Categories: Press Releases

Letter To the Editor Regarding Martin Rapaport’s Letter About the New Diamond Age

by Diamond Foundry

(Press Release) In response to Mr. Rapaport’s recent letter:

We applaud Mr. Rapaport for his call to improve the ethics of diamond digging. His plea for the diamond industry to respond to crises of its own making are spot on. However, his vehement anger and lashing out at Diamond Foundry is not fair and errs by insulting an exemplary actor beloved by the American public and a leading advocate of sustainability.

Mr. Rapaport suggests that lab-grown diamonds contribute nothing toward improving the livelihood of artisanal African diamond diggers and their families. This is a disingenuous argument to the extreme. The plight of diamond miners is the responsibility of those who have most profited from them in the mined diamond business. Diamond diggers have been enslaved in mining for 100 years. Shifting the blame and/or cure to others is not appropriate.

Mr. Rapaport claims that mined diamonds have value because of their “store of value”. The “value” system in natural diamond is of course totally untrue. It is even against the SEC rules to suggest the investment quality of natural diamonds because there is no established secondary market. When you walk out of the stone, the “stored value” goes down 75%. The diamond industry can do better than that. It is time to simply admit the truth that diamonds — 99% of them — are simply a luxury product. This is important because millennial buyers have a good b-s detector. They are constantly on the lookout for ulterior motives and they demand transparency. You can call your diamond ethical or an investment but they know it is not. This is no way to sell product in the future.

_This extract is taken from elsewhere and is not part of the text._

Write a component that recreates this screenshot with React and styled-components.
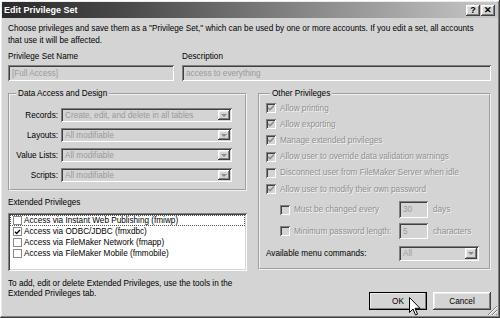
import React from "react";
import styled, { createGlobalStyle } from "styled-components";

const FACE = "#d4d4d4";

const GlobalStyle = createGlobalStyle`
  html, body { margin: 0; padding: 0; background: ${FACE}; }
  body {
    font-family: "Liberation Sans", Arial, sans-serif;
    font-size: 8.2px;
    color: #000;
  }
  * { box-sizing: border-box; }
`;

const sunken = `
  box-shadow: inset 1px 1px 0 #808080, inset -1px -1px 0 #ffffff,
    inset 2px 2px 0 #404040, inset -2px -2px 0 ${FACE};
`;

const raised = `
  box-shadow: inset -1px -1px 0 #404040, inset 1px 1px 0 #ffffff,
    inset -2px -2px 0 #808080, inset 2px 2px 0 #ececec;
`;

const Window = styled.div`
  position: relative;
  width: 500px;
  height: 318px;
  padding: 2px;
  background: ${FACE};
  display: flex;
  flex-direction: column;
  ${raised}
`;

const TitleBar = styled.div`
  height: 16px;
  display: flex;
  align-items: center;
  justify-content: space-between;
  padding: 0 3px 0 2px;
  background: linear-gradient(to right, #2a2a2a, #4a4a4a 25%, #c8c8c8);
`;

const Title = styled.span`
  color: #fff;
  font-weight: bold;
  font-size: 9px;
`;

const Caption = styled.div`
  display: flex;
  gap: 1px;
`;

const CaptionButton = styled.div`
  width: 14px;
  height: 11px;
  background: ${FACE};
  display: flex;
  align-items: center;
  justify-content: center;
  font-weight: bold;
  font-size: 9px;
  line-height: 1;
  ${raised}
`;

const Body = styled.div`
  padding: 5px 7px 0 6px;
`;

const Intro = styled.p`
  margin: 0;
  line-height: 12px;
  white-space: nowrap;
`;

const NameGrid = styled.div`
  display: grid;
  grid-template-columns: 166px 1fr;
  column-gap: 8px;
  margin-top: 4px;
`;

const Label = styled.div`
  line-height: 12px;
  white-space: nowrap;
`;

const TextBox = styled.div`
  margin-top: ${(p) => (p.$flush ? 0 : 2)}px;
  height: ${(p) => p.$h || 16}px;
  padding: 0 4px;
  display: flex;
  align-items: center;
  color: #9a9a9a;
  background: ${FACE};
  white-space: nowrap;
  ${sunken}
`;

const Main = styled.div`
  display: grid;
  grid-template-columns: 239px 233px;
  column-gap: 11px;
  margin-top: 7px;
`;

const Column = styled.div`
  display: flex;
  flex-direction: column;
`;

const Group = styled.fieldset`
  margin: 0;
  padding: ${(p) => p.$pad};
  border: 2px groove #f2f2f2;
  min-width: 0;
`;

const Legend = styled.legend`
  margin-left: 4px;
  padding: 0 2px;
  line-height: 12px;
`;

const FieldGrid = styled.div`
  display: grid;
  grid-template-columns: 46px 171px;
  column-gap: 3px;
  row-gap: 6px;
  align-items: center;
`;

const FieldLabel = styled.div`
  text-align: right;
  white-space: nowrap;
`;

const Select = styled.div`
  height: ${(p) => p.$h || 14}px;
  width: ${(p) => (p.$w ? `${p.$w}px` : "auto")};
  display: flex;
  align-items: center;
  justify-content: space-between;
  padding: 0 2px 0 4px;
  color: #9a9a9a;
  background: ${FACE};
  white-space: nowrap;
  ${sunken}
`;

const DropArrow = styled.div`
  width: 12px;
  height: calc(100% - 4px);
  display: flex;
  align-items: center;
  justify-content: center;
  background: ${FACE};
  ${raised}

  &::after {
    content: "";
    border-left: 3px solid transparent;
    border-right: 3px solid transparent;
    border-top: 3px solid #8a8a8a;
  }
`;

const SectionLabel = styled(Label)`
  margin-top: 6px;
`;

const ListBox = styled.div`
  margin-top: 4px;
  height: 58px;
  padding: 2px 2px;
  background: #fff;
  ${sunken}
`;

const ListItem = styled.div`
  height: 11px;
  display: flex;
  align-items: center;
  gap: 2px;
  padding-left: 3px;
  white-space: nowrap;
  outline: ${(p) => (p.$focus ? "1px dotted #555" : "none")};
  outline-offset: -1px;
`;

const Box = styled.div`
  flex: none;
  width: ${(p) => p.$size}px;
  height: ${(p) => p.$size}px;
  display: flex;
  align-items: center;
  justify-content: center;
  background: ${(p) => (p.$white ? "#fff" : FACE)};
  border: ${(p) => (p.$white ? "1px solid #8a8a8a" : "none")};
  ${(p) => (p.$white ? "" : sunken)}
`;

const Help = styled.p`
  margin: 8px 0 0;
  line-height: 10px;
  white-space: nowrap;
`;

const CheckRow = styled.div`
  height: 16.2px;
  display: flex;
  align-items: center;
  gap: 4px;
  white-space: nowrap;
`;

const Dim = styled.span`
  color: #8e8e8e;
  text-shadow: 0.8px 0.8px 0 #f6f6f6;
`;

const SubGrid = styled.div`
  display: grid;
  grid-template-columns: 128px 29px auto;
  column-gap: 5px;
  align-items: center;
  margin-top: ${(p) => p.$mt}px;
  height: ${(p) => p.$h}px;
  white-space: nowrap;
`;

const SubCheck = styled.div`
  display: flex;
  align-items: center;
  gap: 4px;
  padding-left: 14px;
`;

const ButtonRow = styled.div`
  margin-top: 22px;
  display: flex;
  justify-content: flex-end;
  gap: 6px;
`;

const Button = styled.div`
  width: 58px;
  height: 18px;
  display: flex;
  align-items: center;
  justify-content: center;
  background: ${FACE};
  ${raised}
  ${(p) => (p.$default ? "outline: 1px solid #000; outline-offset: -1px;" : "")}
`;

const Grip = styled.svg`
  position: absolute;
  right: 2px;
  bottom: 2px;
`;

const Cursor = styled.svg`
  position: absolute;
  left: 409px;
  top: 297px;
`;

function Check({ color = "#8a8a8a" }) {
  return (
    <svg width="8" height="8" viewBox="0 0 8 8">
      <path d="M1.2 3.8 L3 5.7 L6.8 1.8" fill="none" stroke={color} strokeWidth="1.5" />
    </svg>
  );
}

function Drop({ value, ...props }) {
  return (
    <Select {...props}>
      <span>{value}</span>
      <DropArrow />
    </Select>
  );
}

const dataRows = [
  ["Records:", "Create, edit, and delete in all tables"],
  ["Layouts:", "All modifiable"],
  ["Value Lists:", "All modifiable"],
  ["Scripts:", "All modifiable"],
];

const extended = [
  ["Access via Instant Web Publishing (fmiwp)", false],
  ["Access via ODBC/JDBC (fmxdbc)", true],
  ["Access via FileMaker Network (fmapp)", false],
  ["Access via FileMaker Mobile (fmmobile)", false],
];

const others = [
  ["Allow printing", true],
  ["Allow exporting", true],
  ["Manage extended privileges", true],
  ["Allow user to override data validation warnings", true],
  ["Disconnect user from FileMaker Server when idle", false],
  ["Allow user to modify their own password", true],
];

export default function App() {
  return (
    <Window>
      <GlobalStyle />
      <TitleBar>
        <Title>Edit Privilege Set</Title>
        <Caption>
          <CaptionButton>?</CaptionButton>
          <CaptionButton>✕</CaptionButton>
        </Caption>
      </TitleBar>
      <Body>
        <Intro>
          Choose privileges and save them as a "Privilege Set," which can be used by one or more
          accounts. If you edit a set, all accounts
          <br />
          that use it will be affected.
        </Intro>
        <NameGrid>
          <Label>Privilege Set Name</Label>
          <Label>Description</Label>
          <TextBox>[Full Access]</TextBox>
          <TextBox>access to everything</TextBox>
        </NameGrid>
        <Main>
          <Column>
            <Group $pad="8px 0 7px 2px">
              <Legend>Data Access and Design</Legend>
              <FieldGrid>
                {dataRows.map(([label, value]) => (
                  <React.Fragment key={label}>
                    <FieldLabel>{label}</FieldLabel>
                    <Drop value={value} />
                  </React.Fragment>
                ))}
              </FieldGrid>
            </Group>
            <SectionLabel>Extended Privileges</SectionLabel>
            <ListBox>
              {extended.map(([text, on], i) => (
                <ListItem key={text} $focus={i === 0}>
                  <Box $size={9} $white>
                    {on && <Check color="#000" />}
                  </Box>
                  {text}
                </ListItem>
              ))}
            </ListBox>
            <Help>
              To add, edit or delete Extended Privileges, use the tools in the
              <br />
              Extended Privileges tab.
            </Help>
          </Column>
          <Column>
            <Group $pad="0 4px 7px 6px">
              <Legend>Other Privileges</Legend>
              {others.map(([text, on]) => (
                <CheckRow key={text}>
                  <Box $size={10}>{on && <Check />}</Box>
                  <Dim>{text}</Dim>
                </CheckRow>
              ))}
              <SubGrid $mt={3} $h={19}>
                <SubCheck>
                  <Box $size={10} />
                  <Dim>Must be changed every</Dim>
                </SubCheck>
                <TextBox $h={17} $flush>30</TextBox>
                <Dim>days</Dim>
              </SubGrid>
              <SubGrid $mt={3} $h={18}>
                <SubCheck>
                  <Box $size={10} />
                  <Dim>Minimum password length:</Dim>
                </SubCheck>
                <TextBox $h={16} $flush>5</TextBox>
                <Dim>characters</Dim>
              </SubGrid>
              <SubGrid $mt={5} $h={16}>
                <span>Available menu commands:</span>
                <Drop value="All" $w={80} $h={15} />
              </SubGrid>
            </Group>
            <ButtonRow>
              <Button $default>OK</Button>
              <Button>Cancel</Button>
            </ButtonRow>
          </Column>
        </Main>
      </Body>
      <Grip width="11" height="11" viewBox="0 0 11 11">
        <path d="M10 1 L1 10 M10 5 L5 10 M10 9 L9 10" stroke="#808080" strokeWidth="1" />
        <path d="M10 2 L2 10 M10 6 L6 10" stroke="#ffffff" strokeWidth="1" />
      </Grip>
      <Cursor width="12" height="19" viewBox="0 0 12 19">
        <path
          d="M0.5 0.5 L0.5 15.5 L4 12 L6.5 18 L8.5 17.2 L6 11.3 L11 11.3 Z"
          fill="#fff"
          stroke="#000"
          strokeWidth="1"
        />
      </Cursor>
    </Window>
  );
}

The storyline around a supposed scarcity of mined diamonds is walking on thin ice as well. People know it is not true. The mining of diamonds represents mass production unlike any other on Earth. Dig twice as fast and you extract twice the diamonds from a mine. There is no scarcity of mined diamonds other than control of pace of extraction by the diamond cartel. Industrial mining operates at a massive scale. Former Tiffany & Co.’s CEO Michael J. Kowalski says that “few industries in the world have a larger environmental and social footprint than mining.” Even the largest lab-growers are boutique operations in comparison to industrial miners.

In many ways, lab-grown gem diamonds are the epitome of human scientific achievement. Lab-grown diamonds are a conscious choice of consumers precisely because they aren’t mined from the Earth. By converting greenhouse gases into diamond crystals indistinguishable from mined diamonds — because a diamond is a diamond — a new, eco-friendly alternative is available. The minute differences that only advanced scientific tools can detect are smaller between mined and lab-grown diamonds than they are between mined diamonds from various countries of origin.

There is no basis of fact to assume that lab grown diamonds will be “down at the level of CZ in price or glass crystals…” anytime soon, if ever. Growing diamond crystals the size of a gem in a laboratory is very hard. There is substantive capital expenditure involved for complex semiconductor type equipment. Semiconductor chips have become very inexpensive but due to the higher and higher circuit integration density attained on silicon wafers. The wafers themselves have not been on technology’s Moore curve. By comparison, mined diamonds are free in the ground. If anything, prices for mined diamonds ought to be down to the level of CZ. Diamond mining is plenty profitable as we know.

Finally, it is the Rapaport report itself which has been a major cause of trouble for the diamond industry. For one, it is surprising that the price collusion it implies has not been declared illegal yet. In any case it has detached pricing from the market.

As a creator of lab-grown gems, we are seeking to set a new standard on ethics, transparency, and social responsibility in the diamond industry. This is a much needed opportunity for the entire diamond industry which has not been doing so well lately. In any well-run business, when things have not been going well for some time, it is about time for innovative ideas and new leaders.

We are pleased by the amount of interest we’ve been receiving from customers around the world. Quite clearly, lab-grown diamonds present a choice that is very attractive. We look forward to making the diamond industry fruitful for the entire distribution channel once again.